Dies wird von sehr vielen als ungerecht empfunden. Der vordergründig naheliegende Ausweg: Die Emanzipation der Frau soll ihr nicht nur alle

Möglichkeiten des Mannes eröffnen. Frauen werden vielmehr dazu gedrängt, von diesem Angebot auch möglichst umfassend Gebrauch zu machen. Emanzipation der Frau als Beseitigung jeglicher Form geschlechtsspezifischer Aufgabenteilung, als möglichst totale Erfassung der Frau im Bereich organisierter Leistungserbringung.

Gleiches Recht für alle ist die Parole. Man müßte aber ergänzen, gleiches Recht für alle, die gleichartig sind! Wo aber Verschiedenartigkeit gegeben ist, tut man mit gleichartiger Behandlung Unrecht.

Wir neigen heute leider nur allzu sehr dazu, alle Unterschiede - wo immer sie sich zwischen Menschen ergeben - einzuebnen. Dies trifft ja nicht nur für die Unterschiede zwischen Mann und Frau zu.

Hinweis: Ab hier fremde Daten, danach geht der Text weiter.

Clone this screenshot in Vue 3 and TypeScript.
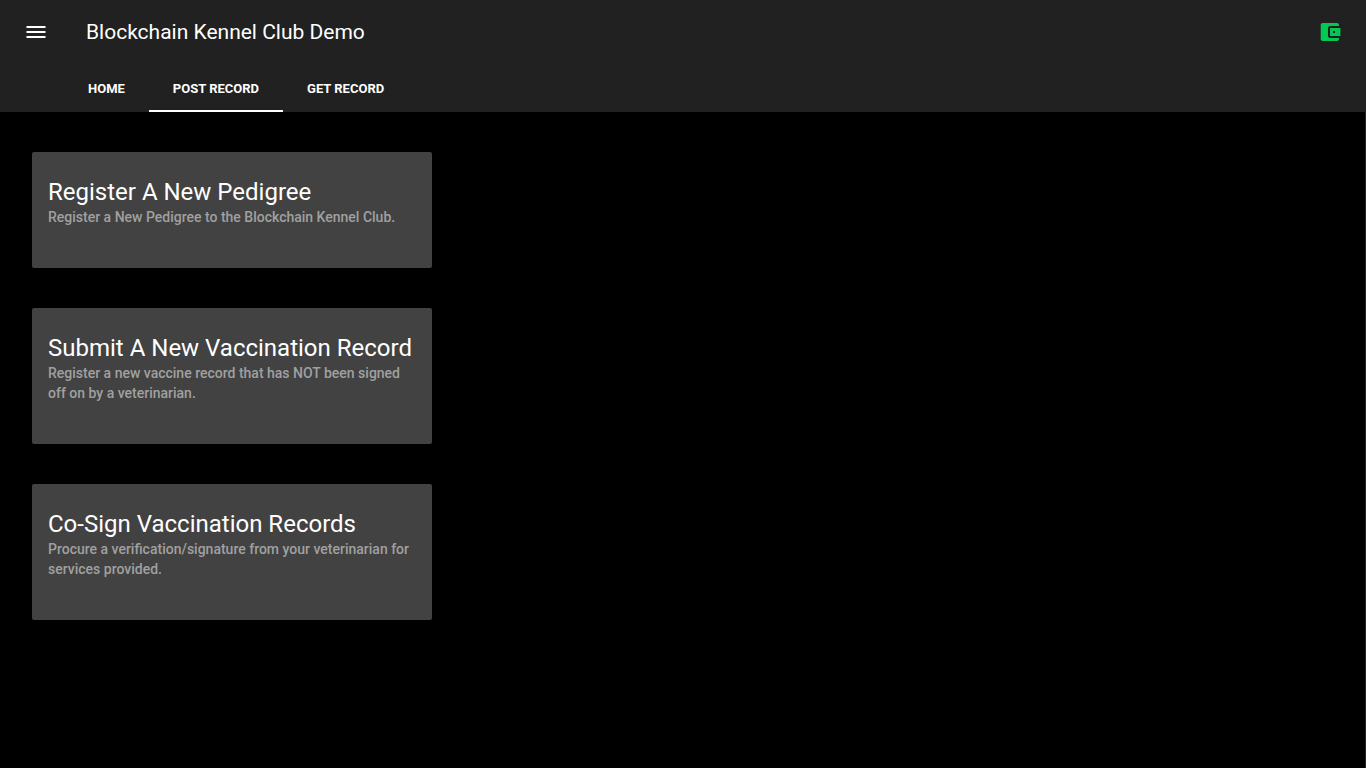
<script setup lang="ts">
import { ref } from 'vue'

interface Tab {
  id: string
  label: string
}

interface RecordAction {
  title: string
  text: string
}

const tabs: Tab[] = [
  { id: 'home', label: 'Home' },
  { id: 'post', label: 'Post Record' },
  { id: 'get', label: 'Get Record' },
]

const active = ref<string>('post')

const actions: RecordAction[] = [
  {
    title: 'Register A New Pedigree',
    text: 'Register a New Pedigree to the Blockchain Kennel Club.',
  },
  {
    title: 'Submit A New Vaccination Record',
    text: 'Register a new vaccine record that has NOT been signed off on by a veterinarian.',
  },
  {
    title: 'Co-Sign Vaccination Records',
    text: 'Procure a verification/signature from your veterinarian for services provided.',
  },
]
</script>

<template>
  <div class="app">
    <header class="toolbar">
      <div class="bar">
        <button class="icon-btn" type="button" aria-label="Open menu">
          <svg viewBox="0 0 24 24" aria-hidden="true">
            <path d="M2.5 18h19v-2h-19v2zm0-5h19v-2h-19v2zm0-7v2h19V6h-19z" />
          </svg>
        </button>
        <h1 class="title">Blockchain Kennel Club Demo</h1>
        <button class="icon-btn wallet" type="button" aria-label="Wallet">
          <svg viewBox="0 0 24 24" aria-hidden="true">
            <path
              d="M21 18v1c0 1.1-.9 2-2 2H4.7c-1.11 0-2-.9-2-2V5c0-1.1.89-2 2-2H19c1.1 0 2 .9 2 2v1h-9c-1.11 0-2 .9-2 2v8c0 1.1.89 2 2 2h9zm-9-2h10.4V8H12v8zm3-3v-2h2v2z"
            />
          </svg>
        </button>
      </div>
      <nav class="tabs" role="tablist">
        <button
          v-for="tab in tabs"
          :key="tab.id"
          class="tab"
          :class="{ active: tab.id === active }"
          type="button"
          role="tab"
          :aria-selected="tab.id === active"
          @click="active = tab.id"
        >
          {{ tab.label }}
        </button>
      </nav>
    </header>
    <main class="content">
      <article v-for="action in actions" :key="action.title" class="card">
        <h2>{{ action.title }}</h2>
        <p>{{ action.text }}</p>
      </article>
    </main>
  </div>
</template>

<style>
body {
  background: #000;
}
</style>

<style scoped>
.app {
  display: flex;
  flex-direction: column;
  min-height: 100vh;
  background: #000;
  color: #fff;
  font-family: Roboto, sans-serif;
}

.toolbar {
  background: #212121;
}

.bar {
  display: flex;
  align-items: center;
  height: 64px;
  padding: 0 18px;
}

.icon-btn {
  display: flex;
  align-items: center;
  justify-content: center;
  width: 36px;
  height: 36px;
  padding: 0;
  border: 0;
  border-radius: 50%;
  background: none;
  color: #fff;
  cursor: pointer;
}

.icon-btn svg {
  width: 24px;
  height: 24px;
  fill: currentColor;
}

.icon-btn.wallet {
  margin-left: auto;
  color: #00c853;
}

.title {
  margin: 0 0 0 32px;
  font-size: 21px;
  font-weight: 400;
  line-height: 28px;
}

.tabs {
  display: flex;
  height: 48px;
  padding-left: 64px;
}

.tab {
  padding: 2px 24px 0;
  border: 0;
  border-bottom: 2px solid transparent;
  background: none;
  color: #fff;
  font-family: inherit;
  font-size: 13px;
  font-weight: 700;
  text-transform: uppercase;
  cursor: pointer;
}

.tab.active {
  border-bottom-color: #fff;
}

.content {
  display: grid;
  flex: 1;
  align-content: start;
  gap: 40px;
  padding: 40px 32px;
  border-right: 1px solid #262626;
}

.card {
  box-sizing: border-box;
  width: 100%;
  max-width: 400px;
  padding: 25px 16px 41px;
  border-radius: 2px;
  background: #424242;
}

.card h2 {
  margin: 0;
  font-size: 24px;
  font-weight: 400;
  line-height: 30px;
}

.card p {
  margin: 0;
  color: #a0a0a0;
  font-size: 14px;
  font-weight: 500;
  line-height: 20px;
}
</style>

Deutlich wird unsere Unbeholfenheit etwa im Umgang mit dem alten Menschen: Das wohlklingende Wort „Senioren" soll den alten Menschen offensichtlich über seine „bedauernswerte Situation" alt, und damit anders als die Norm zu sein, hinwegtrösten. Als „unproduktives" Mitglied der Gesellschaft muß der Senior nun auf Leistungen in Hobbies ausgerichtet werden! Alles andere wäre doch ungerecht!

Sollten wir nicht wieder den Wert der menschlichen Vielfalt entdecken? Wir leben nämlich nicht als Durchschnittsmenschen, die bestimmte gesellschaftliche Funktionen und Erwartungen zu erfüllen haben. Wir leben als Kind, als Erwachsener, als alter Mensch, als Bauer, als Beamter, als Tiroler oder Burgenländer, als Mann, als Frau.

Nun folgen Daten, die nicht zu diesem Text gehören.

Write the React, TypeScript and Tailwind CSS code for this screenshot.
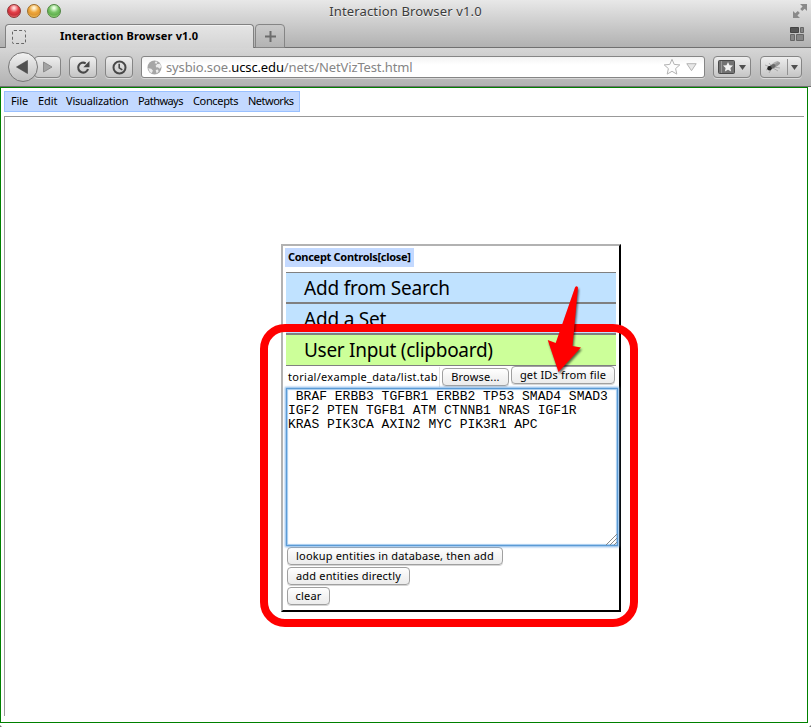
import type { ReactNode } from "react";

function TitleBar() {
  return (
    <div className="relative flex h-6 items-center justify-center pb-px">
      <div className="absolute left-[7px] top-[4px] flex gap-[6px]">
        <span className="size-[14px] rounded-full border border-[#8d3434] bg-[radial-gradient(circle_at_50%_25%,#ffd5d5_8%,#e5404a_42%,#c9303a_65%,#ff9595_100%)]" />
        <span className="size-[14px] rounded-full border border-[#a16d25] bg-[radial-gradient(circle_at_50%_25%,#fff3d2_8%,#efa83d_42%,#df9632_65%,#ffe37c_100%)]" />
        <span className="size-[14px] rounded-full border border-[#4e8541] bg-[radial-gradient(circle_at_50%_25%,#e9ffe0_8%,#79c468_42%,#62b04f_65%,#bdf39d_100%)]" />
      </div>
      <span className="text-[13px] tracking-[0.15px] text-[#3c3c3c] [text-shadow:0_1px_0_#f4f4f4]">Interaction Browser v1.0</span>
      <svg className="absolute right-[3px] top-[4px]" width="15" height="14" viewBox="0 0 15 14" fill="#8a8a8a">
        <path d="M7 0h7v7l-2.3-2.3-2.5 2.4-2-2 2.4-2.5zM0 14V7l2.3 2.3 2.5-2.4 2 2-2.4 2.5L7 14z" />
      </svg>
    </div>
  );
}

function TabStrip() {
  return (
    <div className="relative flex h-6 items-stretch">
      <div className="absolute inset-x-0 bottom-0 h-px bg-[#707070]" />
      <div className="relative ml-[5px] flex w-[249px] items-center rounded-t-[4px] border-x border-t border-[#818181] bg-linear-to-b from-[#e5e5e5] to-[#d4d4d4] pl-[6px] shadow-[inset_0_1px_0_#f2f2f2]">
        <span className="size-[14px] rounded-[2px] border border-dashed border-[#666]" />
        <span className="ml-[34px] whitespace-nowrap text-[11px] font-bold tracking-[0.15px] text-black">Interaction Browser v1.0</span>
      </div>
      <div className="relative ml-px flex w-[30px] items-center justify-center rounded-t-[4px] border border-[#858585] bg-linear-to-b from-[#cacaca] to-[#b3b3b3]">
        <svg width="11" height="11" viewBox="0 0 11 11" stroke="#6c6c6c" strokeWidth="2"><path d="M5.5 0v11M0 5.5h11" /></svg>
      </div>
      <svg className="absolute right-[7px] top-[3px]" width="14" height="14" viewBox="0 0 14 14">
        <path d="M.5.5h8v5h-8z" fill="#555" stroke="#444" />
        <path d="M10.5.5h3v5h-3zM.5 7.5h4v6h-4zM6.5 7.5h7v6h-7z" fill="#858585" stroke="#666" />
      </svg>
    </div>
  );
}

function ToolButton({ className, children }: { className: string; children: ReactNode }) {
  return (
    <div className={`flex h-[22px] items-center justify-center rounded-[4px] border border-[#858585] bg-linear-to-b from-[#eee] to-[#c5c5c5] shadow-[0_1px_0_#dadada] ${className}`}>
      {children}
    </div>
  );
}

function Toolbar() {
  return (
    <div className="flex h-[39px] items-center border-b border-[#707070] bg-linear-to-b from-[#d6d6d6] to-[#b2b2b2]">
      <div className="ml-2 flex items-center">
        <div className="z-10 flex size-[30px] items-center justify-center rounded-full border border-[#777] bg-linear-to-b from-[#f2f2f2] to-[#bebebe] pr-[3px]">
          <svg width="12" height="14" viewBox="0 0 12 14"><path d="M11.5 .5v13L.5 7z" fill="#505050" stroke="#444" strokeWidth=".6" /></svg>
        </div>
        <ToolButton className="-ml-[4px] w-[27px]">
          <svg width="10" height="12" viewBox="0 0 10 12"><path d="M.5 1v10L9 6z" fill="#a3a3a3" stroke="#8b8b8b" /></svg>
        </ToolButton>
      </div>
      <ToolButton className="ml-2 w-[28px]">
        <svg width="15" height="15" viewBox="0 0 15 15"><path d="M9.7 3.3A5 5 0 1 0 12 9" fill="none" stroke="#484848" strokeWidth="2.1" /><path d="M13.5 1v6.2H7.3z" fill="#484848" /></svg>
      </ToolButton>
      <ToolButton className="ml-2 w-[28px]">
        <svg width="15" height="15" viewBox="0 0 15 15" fill="none" stroke="#484848"><circle cx="7.5" cy="7.5" r="6" strokeWidth="2" /><path d="M7.2 3.8v4.1l3.1 2" strokeWidth="1.6" /></svg>
      </ToolButton>
      <div className="relative ml-2 flex h-[22px] w-[564px] items-center rounded-[3px] border border-[#858585] bg-linear-to-b from-[#f3f3f3] to-white to-40% pl-[5px] shadow-[0_1px_0_#d8d8d8]">
        <svg className="shrink-0" width="15" height="15" viewBox="0 0 15 15">
          <circle cx="7.5" cy="7.5" r="7" fill="#a6a6a6" />
          <path d="M8.5 1.5l2 .2-.8 2-2-.5zM10.2 4l3-.2 1 3-1.4 2-2-1.5-1.4.2-.8-1.7zM1.2 8.2l3 .5 1.7 1.8-1 2.6-2-.8zM8.7 10l2.3-.4.6 2-2 1.8z" fill="#ececec" />
        </svg>
        <span className="ml-[4px] mt-px whitespace-nowrap text-[13px] tracking-[-0.13px] text-[#858585]">
          sysbio.soe.<span className="text-black">ucsc.edu</span>/nets/NetVizTest.html
        </span>
        <svg className="absolute right-[23px] top-[1px]" width="18" height="18" viewBox="0 0 18 18"><path d="M9 1.3l2.2 5.1 5.6.5-4.2 3.7 1.2 5.5L9 13.3l-4.8 2.8 1.2-5.5L1.2 6.9l5.6-.5z" fill="#fdfdfd" stroke="#b3b3b3" /></svg>
        <svg className="absolute right-[7px] top-[6px]" width="11" height="9" viewBox="0 0 11 9"><path d="M.8.7h9.4l-4.7 7z" fill="#e8e8e8" stroke="#b3b3b3" /></svg>
      </div>
      <ToolButton className="ml-2 w-[38px] gap-[4px]">
        <svg width="17" height="14" viewBox="0 0 17 14"><rect x=".5" y=".5" width="16" height="13" rx="1" fill="#727272" stroke="#4a4a4a" /><path d="M3.5 1v12" stroke="#9a9a9a" /><path d="M10 2l1.5 3.2 3.5.4-2.6 2.4.7 3.5L10 9.8l-3.1 1.7.7-3.5L5 5.6l3.5-.4z" fill="#f2f2f2" /></svg>
        <svg width="7" height="5" viewBox="0 0 7 5"><path d="M0 0h7L3.5 5z" fill="#4f4f4f" /></svg>
      </ToolButton>
      <ToolButton className="ml-[9px] w-[42px]">
        <svg width="18" height="14" viewBox="0 0 18 14">
          <path d="M1 5l5 2M2 10l5-2M5 13l3-5M8 7L5 3M9 8l5 3M9 7l7 1" stroke="#969696" strokeWidth=".7" />
          <ellipse cx="11" cy="4" rx="4.5" ry="1.8" transform="rotate(-35 11 4)" fill="#b0b0b0" />
          <ellipse cx="13" cy="4.5" rx="3.6" ry="1.4" transform="rotate(-35 13 4.5)" fill="#969696" />
          <ellipse cx="8.5" cy="6.5" rx="3.2" ry="2" transform="rotate(-30 8.5 6.5)" fill="#6a6a6a" />
          <circle cx="5.5" cy="8.2" r="2.2" fill="#222" />
        </svg>
        <span className="ml-[5px] mr-[3px] h-4 w-px bg-[#929292]" />
        <svg width="7" height="5" viewBox="0 0 7 5"><path d="M0 0h7L3.5 5z" fill="#4f4f4f" /></svg>
      </ToolButton>
    </div>
  );
}

function PushButton({ className, children }: { className: string; children: ReactNode }) {
  return (
    <button className={`flex h-[18px] shrink-0 items-center justify-center whitespace-nowrap rounded-[4px] border border-[#a0a0a0] bg-linear-to-b from-white via-[#f4f4f4] via-50% to-[#ececec] text-[11px] tracking-[0.17px] text-black shadow-[0_1px_0_#d5d5d5] ${className}`}>
      {children}
    </button>
  );
}

function ConceptControls() {
  return (
    <section className="absolute left-[281px] top-[244px] h-[368px] w-[340px] border-2 border-b-black border-l-[#b2b2b2] border-r-black border-t-[#b2b2b2] bg-white">
      <div className="ml-[2px] mt-[2px] flex h-[19px] w-[129px] items-center whitespace-nowrap bg-[#c3d9ff] pl-[3px] text-[11px] font-bold tracking-[-0.29px]">
        Concept Controls[close]
      </div>
      <div className="ml-[3px] mt-[5px] w-[330px] text-[19px] leading-[29px]">
        <div className="h-[32px] border-b-2 border-t border-[#808080] bg-[#c0e2ff] pl-[18px] tracking-[-0.2px]">
          <div className="pt-[1px]">Add from Search</div>
        </div>
        <div className="h-[31px] border-b-2 border-[#808080] bg-[#c0e2ff] pl-[18px] tracking-[-0.2px]">
          <div className="pt-[1px]">Add a Set</div>
        </div>
        <div className="h-[31px] border-b border-[#808080] bg-[#ccff99] pl-[18px] tracking-[-0.28px]">
          <div className="pt-[1px]">User Input (clipboard)</div>
        </div>
      </div>
      <div className="flex h-[22px] pl-[3px] text-[11px]">
        <div className="mt-px flex h-[20px] w-[154px] items-center overflow-hidden whitespace-nowrap border-r border-[#e0e0e0] pl-[2px] tracking-[0.28px]">torial/example_data/list.tab</div>
        <PushButton className="ml-[2px] mt-[2px] w-[67px]">Browse...</PushButton>
        <PushButton className="ml-[2px] w-[104px]">get IDs from file</PushButton>
      </div>
      <div className="relative ml-[3px] h-[158px] w-[332px] whitespace-pre border border-[#5b9bd5] bg-white pl-px pt-[1px] font-['Liberation_Mono','Courier_New',monospace] text-[13px] leading-[14px] shadow-[0_0_2px_1px_#82b5e8,inset_0_0_1px_1px_#a3caef]">
        {" BRAF ERBB3 TGFBR1 ERBB2 TP53 SMAD4 SMAD3\nIGF2 PTEN TGFB1 ATM CTNNB1 NRAS IGF1R\nKRAS PIK3CA AXIN2 MYC PIK3R1 APC"}
        <svg className="absolute bottom-0 right-0" width="12" height="12" viewBox="0 0 12 12" stroke="#888"><path d="M1 12L12 1M5 12l7-7M9 12l3-3" /></svg>
      </div>
      <div className="ml-[4px] mt-[1px] flex flex-col gap-[2px]">
        <PushButton className="w-[216px]">lookup entities in database, then add</PushButton>
        <PushButton className="w-[123px]">add entities directly</PushButton>
        <PushButton className="w-[43px]">clear</PushButton>
      </div>
    </section>
  );
}

function Callout() {
  return (
    <>
      <div className="pointer-events-none absolute left-[260px] top-[324px] h-[303px] w-[378px] rounded-[25px] border-8 border-[#ff0000]" />
      <svg className="pointer-events-none absolute left-[540px] top-[280px] drop-shadow-[1px_2px_1px_rgba(0,0,0,0.6)]" width="50" height="100" viewBox="0 0 50 100">
        <path d="M35 7.5Q36.5 5 38 7.5L32.5 66l8.5 1.5L18.5 92 7.7 60l8 3z" fill="#ff0000" />
      </svg>
    </>
  );
}

export default function App() {
  return (
    <div className="relative flex h-[727px] w-[811px] flex-col overflow-hidden bg-white font-['Lucida_Grande','Noto_Sans','Open_Sans',sans-serif] text-black">
      <header>
        <div className="bg-linear-to-b from-[#e8e8e8] to-[#b0b0b0]">
          <TitleBar />
          <TabStrip />
        </div>
        <Toolbar />
      </header>
      <main className="h-[636px] w-[808px] border border-b-[1px] border-[#008000] pl-[3px] pt-[3px]">
        <nav className="flex h-[21px] w-[296px] items-center whitespace-nowrap border border-[#99c0ff] bg-[#c3d9ff] pl-[6px] text-[11px] tracking-[-0.1px]">
          <span className="w-[27px]">File</span>
          <span className="w-[28px]">Edit</span>
          <span className="w-[72px] tracking-[-0.2px]">Visualization</span>
          <span className="w-[55px] tracking-[-0.55px]">Pathways</span>
          <span className="w-[55px] tracking-[-0.35px]">Concepts</span>
          <span className="tracking-[-0.5px]">Networks</span>
        </nav>
        <div className="mt-[4px] h-[600px] w-[800px] border-l border-t border-[#999]" />
      </main>
      <ConceptControls />
      <Callout />
      <svg className="absolute bottom-0 left-0" width="2" height="2"><path d="M0 0v2h2z" fill="#777" /></svg>
      <svg className="absolute bottom-0 right-0" width="2" height="2"><path d="M2 0v2H0z" fill="#777" /></svg>
    </div>
  );
}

Natürlich haben wir vieles gemeinsam und in vieler Hinsicht sind wir alle gleich zu behandeln. In vieler Hinsicht sind wir aber auch besonders, nicht gleichzuschalten, ohne daß unserer Persönlichkeit Gewalt angetan wird. Unser Ziel muß es sein, jedem von uns den gleichen menschlichen Wert zuzugestehen.

Es geht also um die Gleichwertigkeit aller Menschen. Der Weg dorthin führt aber nicht über die Gleichschaltung. Unsere Aufgabe ist vielmehr mit der menschlichen Vielfalt zurechtzukommen und sie zu nutzen. Und das gilt vor allem auch für die Rollen von Mann und Frau.